*** Recorded data

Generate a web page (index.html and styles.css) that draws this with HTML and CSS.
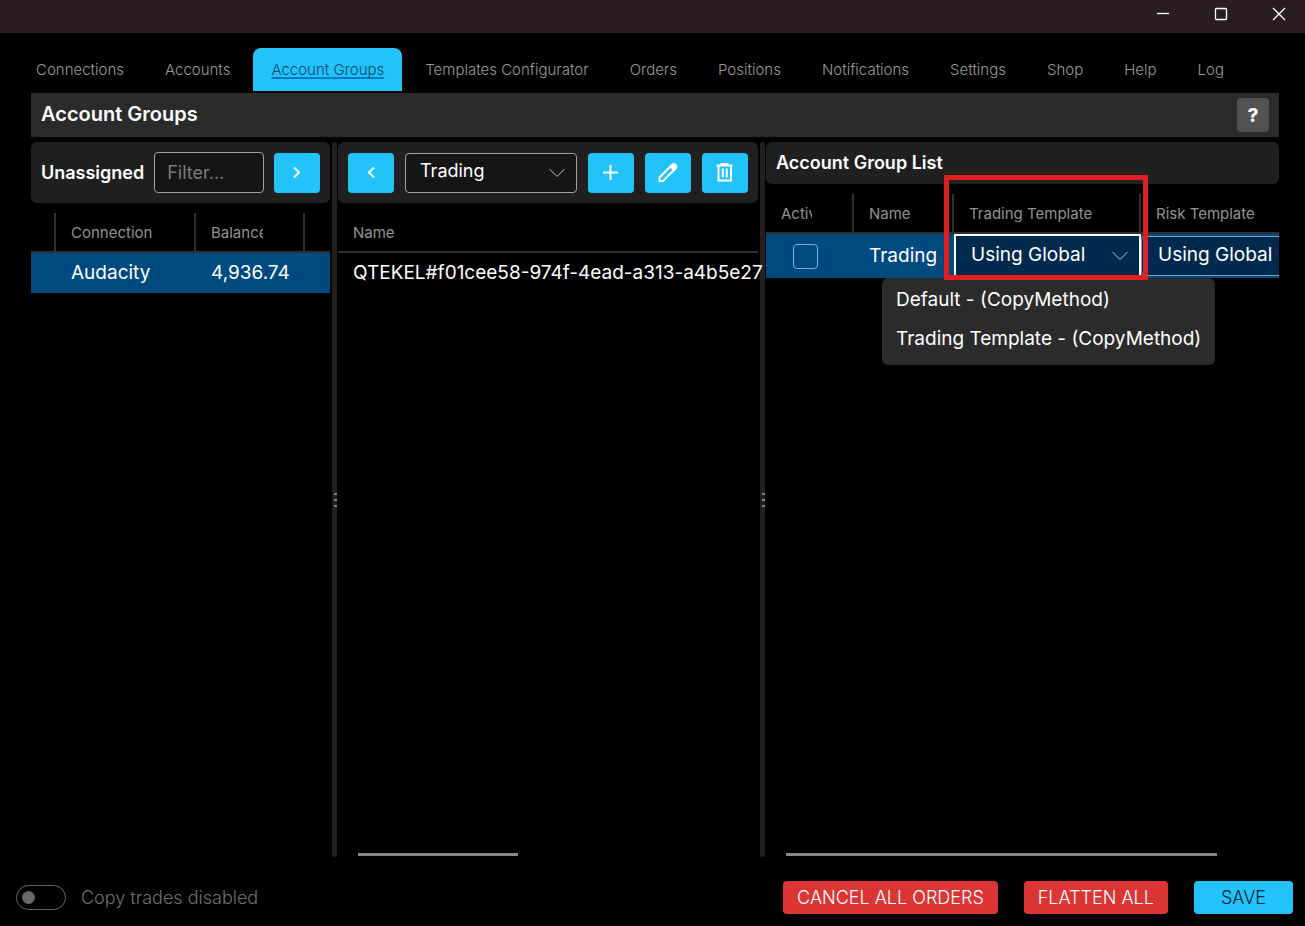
FILE: index.html
```html
<!DOCTYPE html>
<html lang="en">
<head>
<meta charset="utf-8">
<title>Account Groups</title>
<link rel="stylesheet" href="styles.css">
</head>
<body>
<div class="app">
  <header class="titlebar">
    <button class="win-btn" aria-label="Minimize"><svg width="14" height="14" viewBox="0 0 14 14"><path d="M1 6.500h12"/></svg></button>
    <button class="win-btn" aria-label="Maximize"><svg width="14" height="14" viewBox="0 0 14 14"><rect x="1.500" y="1.500" width="11" height="11" rx="1"/></svg></button>
    <button class="win-btn" aria-label="Close"><svg width="14" height="14" viewBox="0 0 14 14"><path d="M1 1l12 12M13 1L1 13"/></svg></button>
  </header>

  <nav class="tabs">
    <a class="tab" href="#">Connections</a>
    <a class="tab" href="#">Accounts</a>
    <a class="tab tab-active" href="#" aria-current="page">Account Groups</a>
    <a class="tab" href="#">Templates Configurator</a>
    <a class="tab" href="#">Orders</a>
    <a class="tab" href="#">Positions</a>
    <a class="tab" href="#">Notifications</a>
    <a class="tab" href="#">Settings</a>
    <a class="tab" href="#">Shop</a>
    <a class="tab" href="#">Help</a>
    <a class="tab" href="#">Log</a>
  </nav>

  <main class="page">
    <div class="page-head">
      <h1 class="page-title">Account Groups</h1>
      <button class="help-btn" aria-label="Help">?</button>
    </div>

    <div class="panels">
      <section class="panel">
        <div class="toolbar toolbar-tight">
          <label class="toolbar-title" for="filter">Unassigned</label>
          <input class="filter" id="filter" type="text" placeholder="Filter...">
          <button class="icon-btn" aria-label="Assign"><svg width="20" height="20" viewBox="0 0 20 20"><path d="M7 4.500l5 5-5 5"/></svg></button>
        </div>
        <div class="table-wrap">
          <table class="grid">
            <colgroup><col class="c-mark"><col class="c-conn"><col class="c-bal"><col></colgroup>
            <thead><tr><th></th><th><span class="clip">Connection</span></th><th><span class="clip">Balance</span></th><th></th></tr></thead>
            <tbody><tr class="selected"><td></td><td>Audacity</td><td>4,936.74</td><td></td></tr></tbody>
          </table>
        </div>
      </section>

      <div class="splitter"><span class="grip"></span></div>

      <section class="panel">
        <div class="toolbar">
          <button class="icon-btn" aria-label="Unassign"><svg width="20" height="20" viewBox="0 0 20 20"><path d="M13 4.500l-5 5 5 5"/></svg></button>
          <div class="select-box">
            <select class="select" aria-label="Group"><option>Trading</option></select>
            <svg class="chevron" width="16" height="10" viewBox="0 0 16 10"><path d="M.5 1L8 8.500 15.500 1"/></svg>
          </div>
          <button class="icon-btn" aria-label="Add"><svg width="20" height="20" viewBox="0 0 20 20"><path d="M9.500 2v15M2 9.500h15"/></svg></button>
          <button class="icon-btn" aria-label="Edit"><svg width="20" height="20" viewBox="0 0 20 20"><path d="M1.500 18v-3.500L13 3l3.500 3.500L5 18z"/><path class="solid" d="M12.500 3.500l2-2q1.500-1 3 .5t.5 3l-2 2z"/></svg></button>
          <button class="icon-btn" aria-label="Delete"><svg width="20" height="20" viewBox="0 0 20 20"><path d="M1.500 2.500h16M6.500 2V.8h6V2M3.500 2.500V17.500h12.500V2.500M7.800 5.500v9M11.700 5.500v9"/></svg></button>
        </div>
        <div class="table-wrap table-open">
          <table class="grid">
            <thead><tr><th>Name</th></tr></thead>
            <tbody><tr><td>QTEKEL#f01cee58-974f-4ead-a313-a4b5e27</td></tr></tbody>
          </table>
        </div>
        <div class="scrollbar scrollbar-mid"></div>
      </section>

      <div class="splitter"><span class="grip"></span></div>

      <section class="panel">
        <div class="list-head"><h2 class="list-title">Account Group List</h2></div>
        <div class="table-wrap">
          <table class="grid grid-list">
            <colgroup><col class="c-active"><col class="c-name"><col class="c-tmpl"><col class="c-tmpl"></colgroup>
            <thead><tr><th><span class="clip">Active</span></th><th><span class="clip">Name</span></th><th><span class="clip">Trading Template</span></th><th><span class="clip">Risk Template</span></th></tr></thead>
            <tbody><tr class="selected">
              <td class="check-cell"><input class="check" type="checkbox" aria-label="Active"></td>
              <td>Trading</td>
              <td class="select-cell"><div class="select-box">
                <select class="select select-focus" aria-label="Trading Template"><option>Using Global</option></select>
                <svg class="chevron" width="16" height="10" viewBox="0 0 16 10"><path d="M.5 1L8 8.500 15.500 1"/></svg>
              </div></td>
              <td class="select-cell"><div class="select-box">
                <select class="select" aria-label="Risk Template"><option>Using Global</option></select>
              </div></td>
            </tr></tbody>
          </table>
        </div>
        <div class="scrollbar scrollbar-list"></div>
        <div class="menu" role="listbox" aria-label="Trading Template">
          <button class="menu-item" role="option">Default - (CopyMethod)</button>
          <button class="menu-item" role="option">Trading Template - (CopyMethod)</button>
        </div>
        <div class="highlight"></div>
      </section>
    </div>
  </main>

  <footer class="footer">
    <label class="toggle-label"><input class="toggle" type="checkbox">Copy trades disabled</label>
    <div class="actions">
      <button class="action danger">CANCEL ALL ORDERS</button>
      <button class="action danger">FLATTEN ALL</button>
      <button class="action save">SAVE</button>
    </div>
  </footer>
</div>
</body>
</html>
```
FILE: styles.css
```css
* { box-sizing: border-box; }

body {
  margin: 0;
  background: #000;
  color: #fff;
  font-family: Inter, "Noto Sans", sans-serif;
  font-size: 19px;
}

button, input, select { font: inherit; color: inherit; margin: 0; }
button { border: 0; padding: 0; }
svg { display: block; fill: none; stroke: currentColor; }

.app { display: flex; flex-direction: column; min-height: 100vh; }

.titlebar {
  display: flex;
  justify-content: flex-end;
  height: 33px;
  padding-bottom: 5px;
  background: #2b1c20;
}
.win-btn { width: 58px; background: none; display: grid; place-items: center; }
.win-btn:last-child { margin-right: -3px; }
.win-btn svg { stroke-width: 1.300; }

.tabs { display: flex; gap: 5px; padding: 15px 17px 0 18px; }
.tab {
  padding: 0 18px;
  line-height: 43px;
  font-size: 15px;
  font-weight: 350;
  color: #9a9a9a;
  text-decoration: none;
  white-space: nowrap;
}
.tab-active {
  background: #22c3fb;
  color: #0d4868;
  border-radius: 8px 8px 0 0;
  text-decoration: underline 2px #0878c8;
  text-underline-offset: 2px;
  text-decoration-skip-ink: none;
}

.page { flex: 1; display: flex; flex-direction: column; padding: 2px 26px 0 31px; }
.page-head {
  display: flex;
  align-items: center;
  justify-content: space-between;
  height: 44px;
  padding: 0 10px;
  background: #2b2b2b;
}
.page-title { margin: 0; padding-bottom: 2px; font-size: 20px; font-weight: 600; }
.help-btn { width: 32px; height: 34px; border-radius: 4px; background: #525252; font-weight: 800; }

.panels {
  flex: 1;
  display: grid;
  grid-template-columns: minmax(0, 299fr) 8px minmax(0, 420fr) 8px minmax(0, 513fr);
  margin-top: 5px;
}
.panel { position: relative; display: flex; flex-direction: column; }
.splitter {
  margin: 0 1px 0 2px;
  padding-left: 2px;
  background: #202020;
  border-radius: 3px;
  display: grid;
  place-items: center;
}
.grip {
  width: 3px;
  height: 14px;
  background: repeating-linear-gradient(#808080 0 2px, transparent 2px 6px);
}

.toolbar {
  display: flex;
  align-items: center;
  gap: 11px;
  height: 61px;
  padding: 0 10px;
  background: #202020;
  border-radius: 6px;
  font-size: 18px;
}
.toolbar-tight { gap: 10px; }
.toolbar-title { font-weight: 600; }
.filter {
  flex: 1;
  min-width: 0;
  height: 41px;
  padding: 0 12px;
  background: #151515;
  border: 1px solid #a0a0a0;
  border-radius: 4px;
}
.filter::placeholder { color: #7c7c7c; opacity: 1; }
.icon-btn {
  flex: none;
  width: 46px;
  height: 40px;
  display: grid;
  place-items: center;
  background: #22c3fb;
  border-radius: 4px;
}
.icon-btn svg { stroke-width: 2; }
.solid { fill: currentColor; }

.select-box { position: relative; flex: 1; min-width: 0; }
.select {
  display: block;
  width: 100%;
  height: 40px;
  padding: 0 14px 4px;
  appearance: none;
  background: #151515;
  border: 1px solid #a0a0a0;
  border-radius: 4px;
}
.chevron { position: absolute; right: 12px; top: 15px; color: #c4c4c4; pointer-events: none; }

.table-wrap { margin-top: 10px; overflow: hidden; }
.table-open { overflow: visible; }
.grid { width: 100%; table-layout: fixed; border-collapse: separate; border-spacing: 0; }
.grid th {
  height: 40px;
  padding: 0 0 0 15px;
  border-bottom: 2px solid #303030;
  border-right: 2px solid #303030;
  text-align: left;
  font-size: 15px;
  font-weight: 400;
  color: #929292;
}
.grid th:last-child { border-right: 0; }
.grid td { height: 40px; padding: 0 0 2px 15px; white-space: nowrap; }
.clip { display: block; margin-right: 40px; overflow: hidden; white-space: nowrap; }
.selected { background: #004a80; }
.c-mark { width: 25px; }
.c-conn { width: 140px; }
.c-bal { width: 109px; }

.list-head { display: flex; align-items: center; height: 42px; padding: 0 10px 2px; background: #202020; border-radius: 6px; }
.list-title { margin: 0; font-size: 18px; font-weight: 600; }
.grid-list { width: 562px; }
.grid-list td { height: 44px; }
.c-active { width: 88px; }
.c-name { width: 100px; }
.c-tmpl { width: 187px; }
.grid td.check-cell { padding: 0 0 0 27px; }
.check {
  display: block;
  width: 25px;
  height: 25px;
  appearance: none;
  border: 1px solid #7fb2dc;
  border-radius: 4px;
}
.grid td.select-cell { padding: 0; }
.select-cell .select { background: #002a4d; border-color: #7fa6c6; padding-left: 16px; }
.select-cell .select-focus { height: 44px; border: 2px solid #fff; border-radius: 0; padding-left: 15px; }
.select-cell .chevron { top: 17px; right: 13px; color: #a8c6de; }

.scrollbar { height: 3px; margin: auto 0 1px 20px; background: #868686; }
.scrollbar-mid { width: 38%; }
.scrollbar-list { width: 84%; }

.menu {
  position: absolute;
  left: 116px;
  top: 136px;
  display: flex;
  flex-direction: column;
  padding: 2px 0 7px;
  background: #2b2b2b;
  border-radius: 6px;
}
.menu-item { height: 39px; padding: 0 14px; background: none; text-align: left; white-space: nowrap; }
.highlight {
  position: absolute;
  left: 178px;
  top: 33px;
  width: 204px;
  height: 105px;
  border: 5px solid #e02020;
  pointer-events: none;
}

.footer { display: flex; align-items: center; justify-content: space-between; padding: 24px 12px 12px 16px; font-size: 18px; }
.toggle-label { display: flex; align-items: center; gap: 15px; color: #707070; font-weight: 350; }
.toggle {
  width: 50px;
  height: 25px;
  padding: 5px;
  appearance: none;
  border: 1px solid #686868;
  border-radius: 13px;
}
.toggle::before { content: ""; display: block; width: 13px; height: 13px; border-radius: 50%; background: #686868; }
.actions { display: flex; gap: 26px; }
.action { height: 33px; padding: 0 14px; border-radius: 4px; font-weight: 350; }
.danger { background: #db3535; }
.save { padding: 0 27px; background: #22c3fb; color: #06222e; }
```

******

◆ Task instructions
All lines of the data above that include the word "page" must be shown.

◆ Task result
Generate a web page (index.html and styles.css) that draws this with HTML and CSS.
    <a class="tab tab-active" href="#" aria-current="page">Account Groups</a>
  <main class="page">
    <div class="page-head">
      <h1 class="page-title">Account Groups</h1>
.page { flex: 1; display: flex; flex-direction: column; padding: 2px 26px 0 31px; }
.page-head {
.page-title { margin: 0; padding-bottom: 2px; font-size: 20px; font-weight: 600; }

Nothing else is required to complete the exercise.